Professor Martin Blunt

Imperial College London

Biography

​Martin Blunt joined Imperial College London in June 1999 as a Professor of Petroleum Engineering. He served as Head of the Department of Earth Science and Engineering from 2006-2011. Previous to this he was Associate Professor of Petroleum Engineering at Stanford University in California. Before joining Stanford in 1992, he was a research reservoir engineer with BP in Sunbury-on-Thames. He holds MA and PhD (1988) degrees in theoretical physics from Cambridge University.  Professor Blunt's research interests are in multiphase flow in porous media with applications to geological carbon storage, oil and gas recovery, and contaminant transport and clean-up in polluted aquifers. He performs experimental, theoretical and numerical research into many aspects of flow and transport in porous systems, including pore-scale modelling of displacement processes, and large-scale simulation using streamline-based methods.

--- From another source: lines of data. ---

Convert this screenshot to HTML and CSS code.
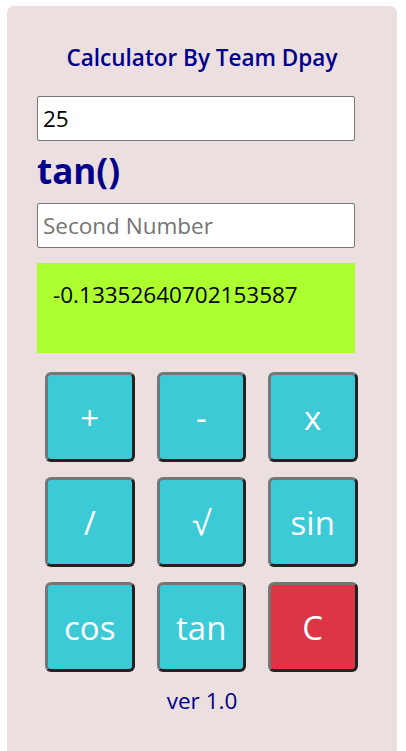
FILE: index.html
```html
<!DOCTYPE html>
<html>
<head>
<meta charset="utf-8">
<link rel="stylesheet" href="styles.css">
</head>
<body>
<div class="card">
  <h1 class="title">Calculator By Team Dpay</h1>
  <div class="form">
    <input class="field" type="text" value="25">
    <div class="op">tan()</div>
    <input class="field" type="text" placeholder="Second Number">
    <div class="result">-0.13352640702153587</div>
  </div>
  <div class="keys">
    <button class="key">+</button>
    <button class="key">-</button>
    <button class="key">x</button>
    <button class="key">/</button>
    <button class="key">√</button>
    <button class="key">sin</button>
    <button class="key">cos</button>
    <button class="key">tan</button>
    <button class="key clear">C</button>
  </div>
  <div class="version">ver 1.0</div>
</div>
</body>
</html>
```
FILE: styles.css
```css
html, body {
  margin: 0;
  padding: 0;
  background: #ffffff;
}
body {
  padding: 6px 9px 0 7px;
  font-family: "Open Sans", "Noto Sans", sans-serif;
}
.card {
  background: #ebdfe0;
  border-radius: 7px;
  min-height: 780px;
  box-sizing: border-box;
  padding-top: 37px;
}
.title {
  margin: 0;
  text-align: center;
  font-size: 22.5px;
  font-weight: 600;
  line-height: 30px;
  color: #00008b;
}
.form {
  margin-top: 23px;
  padding-left: 30px;
  width: 318px;
}
.field {
  display: block;
  box-sizing: border-box;
  width: 318px;
  height: 45px;
  margin: 0;
  padding: 0 5px;
  border: 1px solid #767676;
  border-radius: 2px;
  background: #fff;
  font-family: inherit;
  font-size: 22.5px;
  color: #000;
}
.field::placeholder {
  color: #757575;
}
.op {
  font-size: 35px;
  font-weight: 700;
  color: #00008b;
  line-height: 48px;
  margin: 6px 0 8px;
}
.result {
  margin-top: 15px;
  height: 90px;
  box-sizing: border-box;
  background: #adff2f;
  padding: 16px 16px;
  font-size: 22.5px;
  line-height: 32px;
  color: #000;
}
.keys {
  display: grid;
  grid-template-columns: repeat(3, 89.5px);
  grid-auto-rows: 90px;
  column-gap: 22px;
  row-gap: 15px;
  margin: 19px 0 0 38px;
}
.key {
  box-sizing: border-box;
  width: 89.5px;
  height: 90px;
  margin: 0;
  padding: 0;
  border: 3px solid;
  border-color: #767676 #222222 #222222 #767676;
  border-radius: 6px;
  background: #3bcad6;
  color: #fff;
  font-family: inherit;
  font-size: 33px;
  line-height: 1;
}
.key.clear {
  background: #dc3545;
}
.version {
  margin-top: 14px;
  text-align: center;
  font-size: 22.5px;
  line-height: 30px;
  color: #00008b;
}
```
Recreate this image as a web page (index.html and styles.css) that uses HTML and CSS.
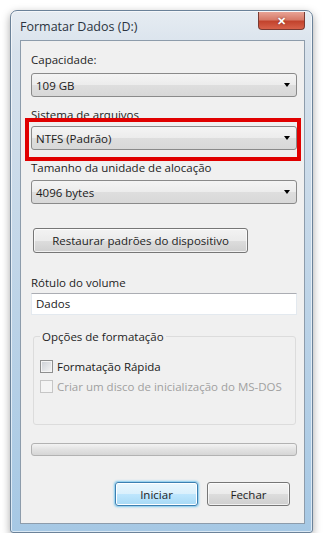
FILE: index.html
```html
<!DOCTYPE html>
<html>
<head>
    <meta charset="utf-8">
    <link rel="stylesheet" href="styles.css">
</head>
<body>
    <div class="win">
        <div class="win-titlebar">
            <span class="win-title">Formatar Dados (D:)</span>
            <div class="win-close">&#x2715;</div>
        </div>
        <div class="win-client">
            <div class="fld-label">Capacidade:</div>
            <div class="combo combo-first"><span>109 GB</span><i class="combo-arrow"></i></div>

            <div class="fld-label fld-gap">Sistema de arquivos</div>
            <div class="combo combo-fs"><span>NTFS (Padrão)</span><i class="combo-arrow"></i></div>

            <div class="fld-label fld-gap">Tamanho da unidade de alocação</div>
            <div class="combo combo-alloc"><span>4096 bytes</span><i class="combo-arrow"></i></div>

            <div class="btn btn-restore">Restaurar padrões do dispositivo</div>

            <div class="fld-label fld-volume">Rótulo do volume</div>
            <div class="txt-input">Dados</div>

            <fieldset class="grp">
                <legend>Opções de formatação</legend>
                <div class="chk-row">
                    <span class="chk"></span>
                    <span>Formatação Rápida</span>
                </div>
                <div class="chk-row chk-disabled">
                    <span class="chk"></span>
                    <span>Criar um disco de inicialização do MS-DOS</span>
                </div>
            </fieldset>

            <div class="progress"></div>

            <div class="btn-row">
                <div class="btn btn-default">Iniciar</div>
                <div class="btn">Fechar</div>
            </div>

            <!-- highlight drawn over the file system field -->
            <div class="highlight"></div>
        </div>
    </div>
</body>
</html>
```

FILE: styles.css
```css
/* Vista style "Formatar" dialog */

body {
    margin: 0;
    background: #ffffff;
    font-family: "Open Sans", "Noto Sans", sans-serif;
    font-size: 11.5px;
    color: #1a1a1a;
}

.win {
    margin: 10px 0 0 10px;
    width: 303px;
    height: 523px;
    box-sizing: border-box;
    border: 1px solid #6b8299;
    border-radius: 7px 7px 3px 3px;
    background: linear-gradient(to bottom, #e6ecf2 0px, #d8e2ec 40px, #bcd3e7 300px, #a6c8e4 100%);
    box-shadow: 0 3px 9px rgba(0, 0, 0, 0.35), inset 0 0 0 1px rgba(255, 255, 255, 0.6);
    padding: 0 7px 8px 9px;
    display: flex;
    flex-direction: column;
}

.win-titlebar {
    height: 29px;
    display: flex;
    justify-content: space-between;
    align-items: flex-start;
}

.win-title {
    font-size: 12.5px;
    color: #2b3440;
    margin-top: 7px;
}

.win-close {
    margin-top: 1px;
    width: 47px;
    height: 18px;
    box-sizing: border-box;
    border: 1px solid #7a3a32;
    border-top: none;
    border-radius: 0 0 4px 4px;
    background: linear-gradient(to bottom, #e8a395 0%, #d77b69 45%, #c2432d 55%, #d7614a 100%);
    color: #ffffff;
    font-size: 11px;
    font-weight: bold;
    text-align: center;
    line-height: 17px;
    text-shadow: 0 0 2px #7a2a20;
}

.win-client {
    position: relative;
    flex: 1;
    background: #f0f0f0;
    border: 1px solid #8d9cab;
    padding: 12px 7px 0 10px;
}

.fld-label {
    height: 14px;
    line-height: 14px;
    color: #1e1e1e;
}

.fld-gap {
    margin-top: 11px;
}

.combo {
    height: 24px;
    box-sizing: border-box;
    border: 1px solid #8a8a8a;
    border-radius: 3px;
    background: linear-gradient(to bottom, #f4f4f4 0%, #ececec 50%, #dedede 51%, #d8d8d8 100%);
    display: flex;
    align-items: center;
    justify-content: space-between;
    padding: 0 6px 0 4px;
}

.combo-first {
    margin-top: 6px;
}

.combo-fs {
    margin-top: 4px;
}

.combo-alloc {
    margin-top: 5px;
}

.combo-arrow {
    width: 0;
    height: 0;
    border-left: 3px solid transparent;
    border-right: 3px solid transparent;
    border-top: 4px solid #000000;
}

.btn {
    height: 25px;
    box-sizing: border-box;
    border: 1px solid #767676;
    border-radius: 3px;
    background: linear-gradient(to bottom, #f3f3f3 0%, #ebebeb 50%, #dddddd 51%, #cfcfcf 100%);
    box-shadow: inset 0 0 0 1px rgba(255, 255, 255, 0.7);
    display: flex;
    align-items: center;
    justify-content: center;
    color: #1e1e1e;
}

.btn-restore {
    margin: 24px 0 0 2px;
    width: 215px;
}

.fld-volume {
    margin-top: 23px;
}

.txt-input {
    margin-top: 3px;
    height: 22px;
    box-sizing: border-box;
    background: #ffffff;
    border: 1px solid #e3e9ef;
    border-top-color: #abadb3;
    padding: 0 4px;
    line-height: 20px;
}

.grp {
    margin: 14px 1px 0 2px;
    height: 96px;
    box-sizing: border-box;
    border: 1px solid #dcdcdc;
    border-radius: 3px;
    padding: 0 0 0 6px;
}

.grp legend {
    padding: 0 2px;
    color: #1e1e1e;
}

.chk-row {
    display: flex;
    align-items: center;
    gap: 4px;
    height: 20px;
}

.chk-row:first-of-type {
    margin-top: 12px;
}

.chk {
    width: 13px;
    height: 13px;
    box-sizing: border-box;
    border: 1px solid #8e8f8f;
    background: linear-gradient(135deg, #cbcfd5 0%, #f6f6f6 100%);
    box-shadow: inset 0 0 0 1px #f4f4f4;
}

.chk-disabled {
    color: #a0a0a0;
}

.chk-disabled .chk {
    border-color: #c6c6c6;
    background: #f4f4f4;
}

.progress {
    margin-top: 18px;
    height: 13px;
    box-sizing: border-box;
    border: 1px solid #b2b2b2;
    border-radius: 3px;
    background: linear-gradient(to bottom, #f3f3f3 0%, #e2e2e2 50%, #d6d6d6 100%);
}

.btn-row {
    margin: 26px 7px 0 0;
    display: flex;
    justify-content: flex-end;
    gap: 9px;
}

.btn-row .btn {
    width: 83px;
    height: 24px;
}

.btn-default {
    border-color: #3c7fb1;
    background: linear-gradient(to bottom, #eaf6fd 0%, #d9f0fc 50%, #bee6fd 51%, #a7d9f5 100%);
    box-shadow: 0 0 2px 1px #7ec8ee, inset 0 0 0 1px #ffffff;
}

.highlight {
    position: absolute;
    left: 4px;
    top: 77px;
    width: 276px;
    height: 43px;
    box-sizing: border-box;
    border: 4px solid #e00000;
}
```
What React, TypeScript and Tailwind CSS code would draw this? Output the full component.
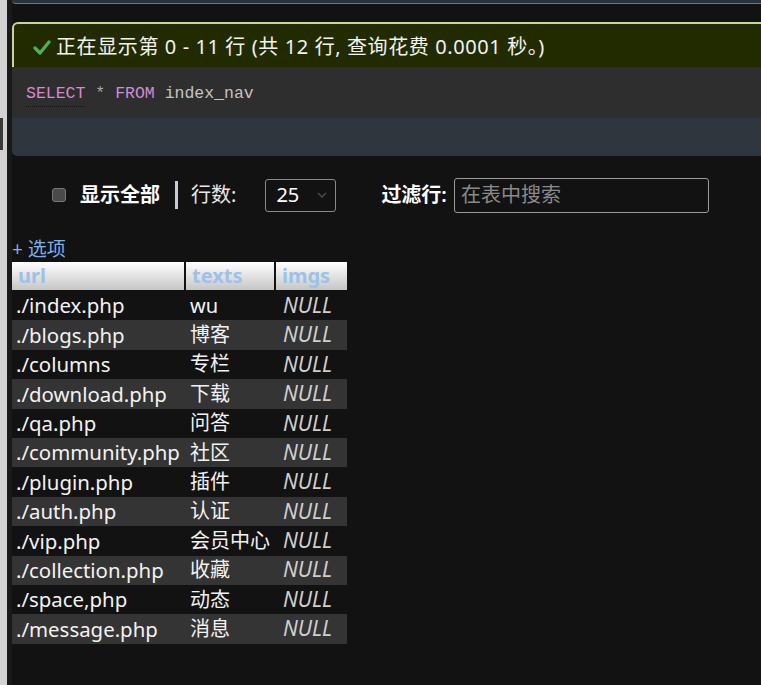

All sessions by Professor Martin Blunt

Pore-scale storage mechanisms in carbon dioxide storage and application to carbonates
02:15 PM

The mechanisms that affect the long-term fate of carbon dioxide in the subsurface are discussed with an emphasis on pore-scale imaging studies to study capillary trapping and dissolution processes in carbonates. It is shown that capillary trapping can trap a significant fraction of the injected carbon dioxide even in heterogeneous carbonate formations. The extension of the work to carbon dioxide storage into oil fields is discussed. We demonstrate that at near-miscible conditions and in mixed-wet or oil-wet reservoirs the carbon dioxide is intermediate-wet and that water is the most non-wetting phase. The implications for storage and recovery are discussed, as well as suggestions for field-scale modelling of three-phase flow processes.